I was talking to Chanelle tonight, and we were discussing the pitiful state of the Church.  But every year, twice a year, I get to experience church, the way it should be . . . but I come back home to something different.  Not something bad necessarily.  Just impotent.  Lack-luster.


My heart cries out for authenticity, and realness, and dialogue . . . and something deeper than the Sunday Bible school theology I grew up on, but has little relevance to living life.


I’m thinking of going to Brian McLaren’s church this Sunday . . . just to see it one more time.  There’s something very exciting about thinking about all the possibilities that exist with working in his ministry.  It’s what I’ve wanted for a long time.  But at the same time, I don’t feel a full go-ahead from God to move on just yet.  In short, I feel like I’m in limbo, not knowing whether I should move on to more passion and realness, or whether I should stay where I am and see if maybe God wants to transform me and those around me.  I guess we’ll see, eh?

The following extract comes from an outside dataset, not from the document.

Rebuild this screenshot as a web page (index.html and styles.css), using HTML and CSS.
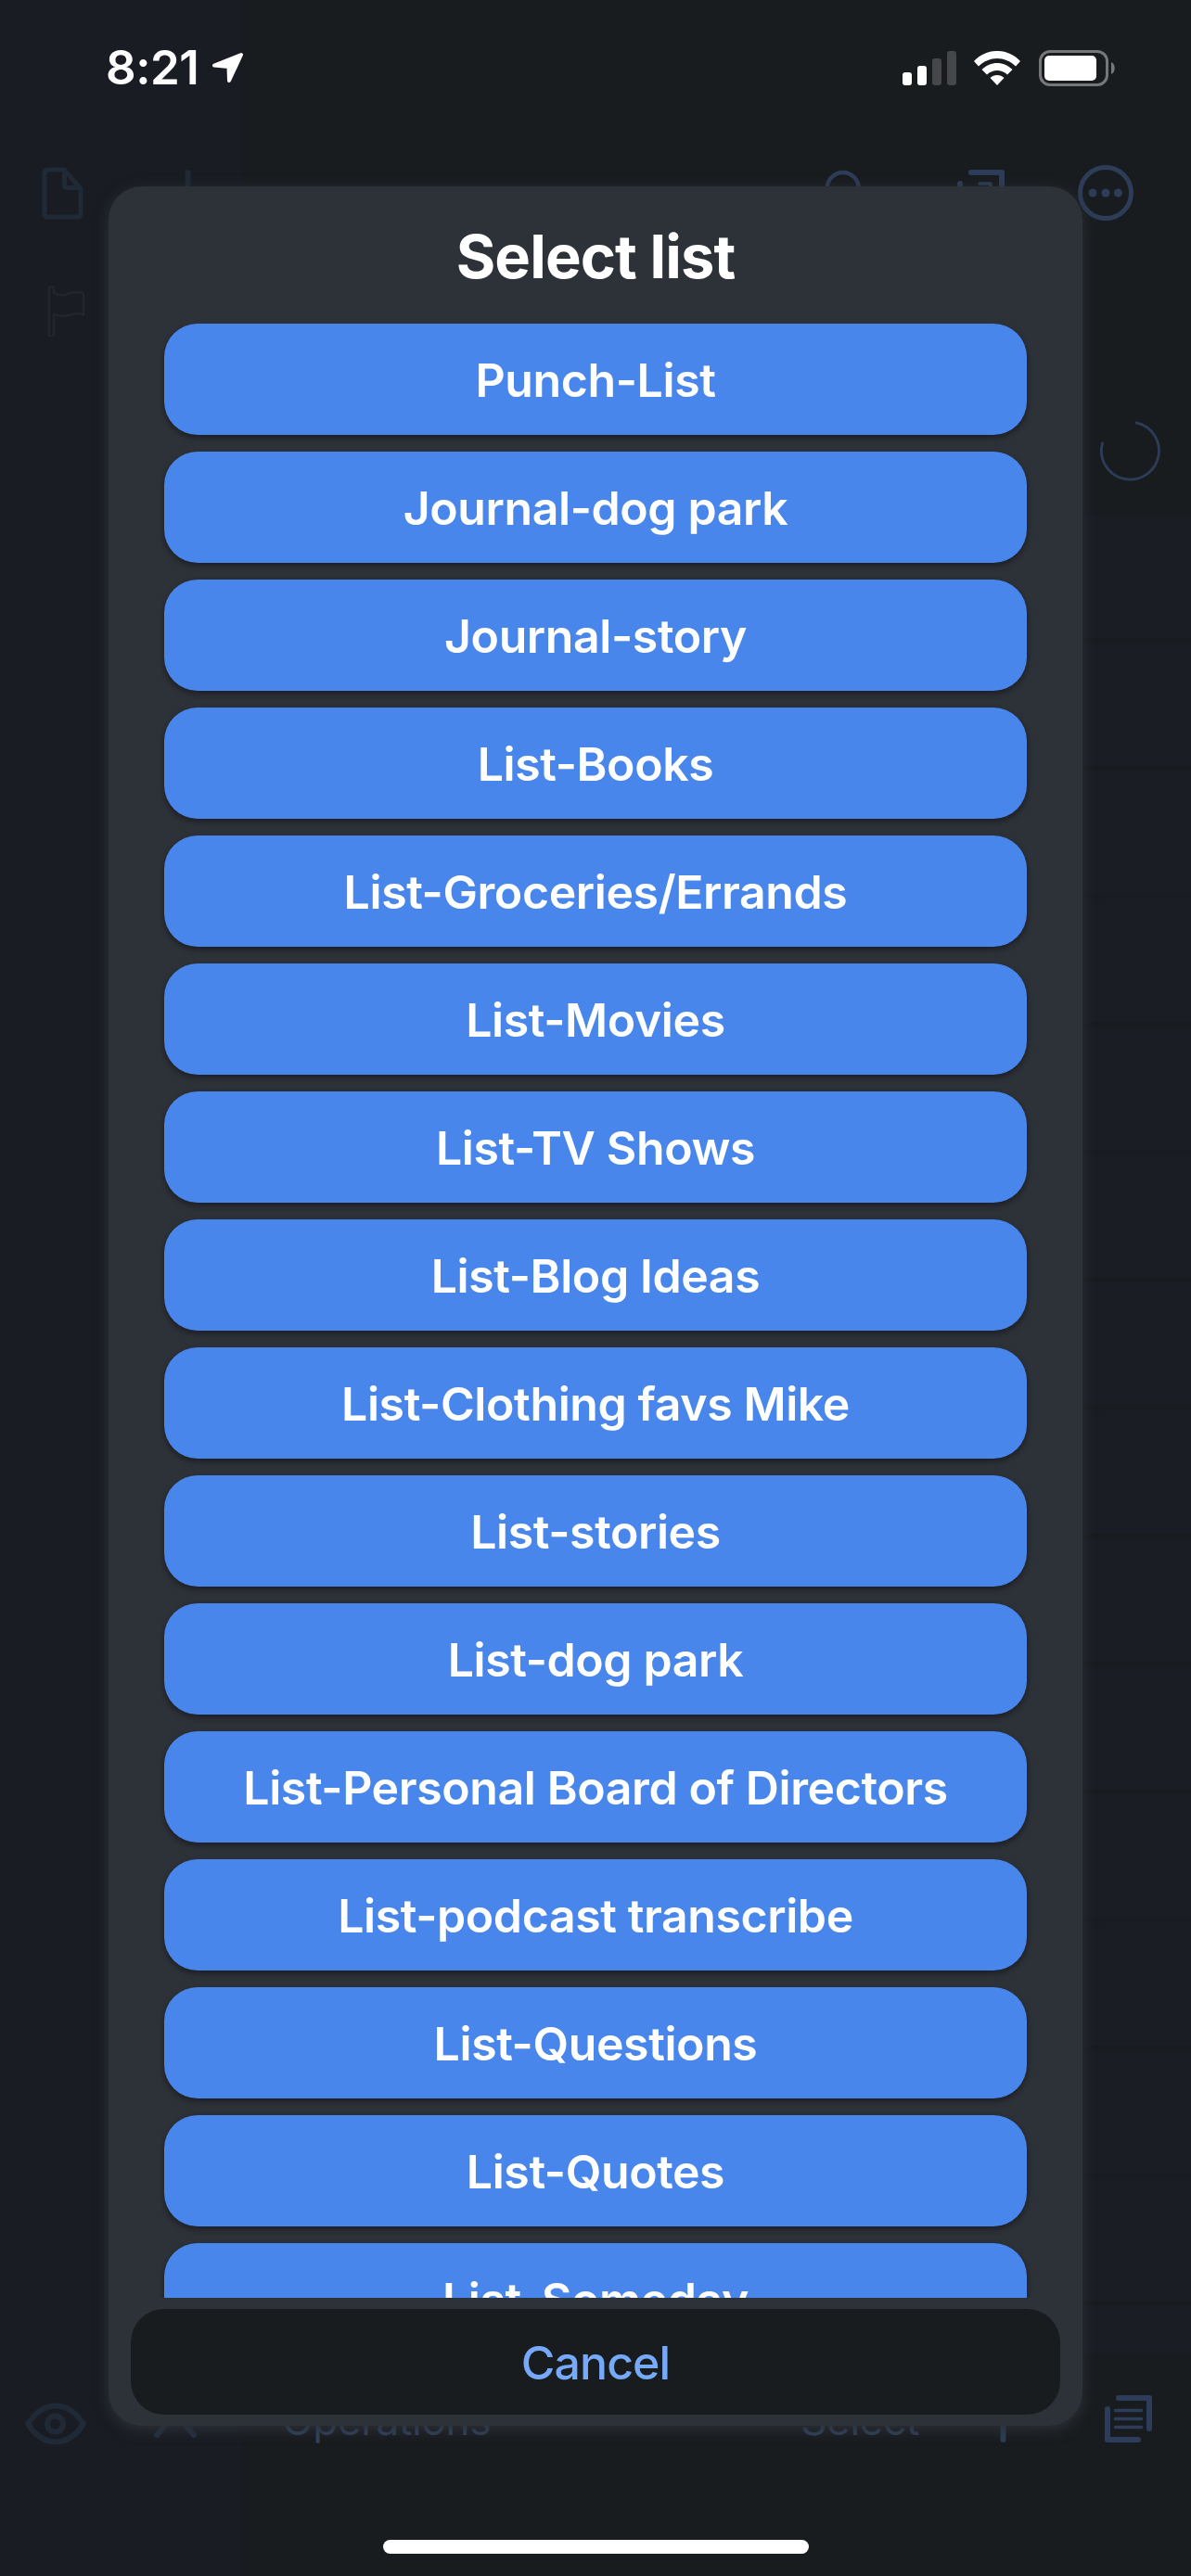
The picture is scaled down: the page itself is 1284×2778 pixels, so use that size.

I’m excited though.  I’m excited about what I’ve recaptured this weekend . . . and what I’ve discovered that’s totally new to me.  I wish I could go into it all, but it would take years to tell the stories in writing, so you’ll just have to ask.  


By the by . . . the pic is of a good mentor/brother/friend of mine who’s invested a great deal in my life, and who I richly cherish.  I love ya, Ricky!  More than you know!  And the backdrop is apparently our ministry’s new thing . . . and yeah, we ARE open all nite!   More pics will be posted in the days to come (which means some of you ppl need to hurry up and get your stuff into snapfish, damnit!)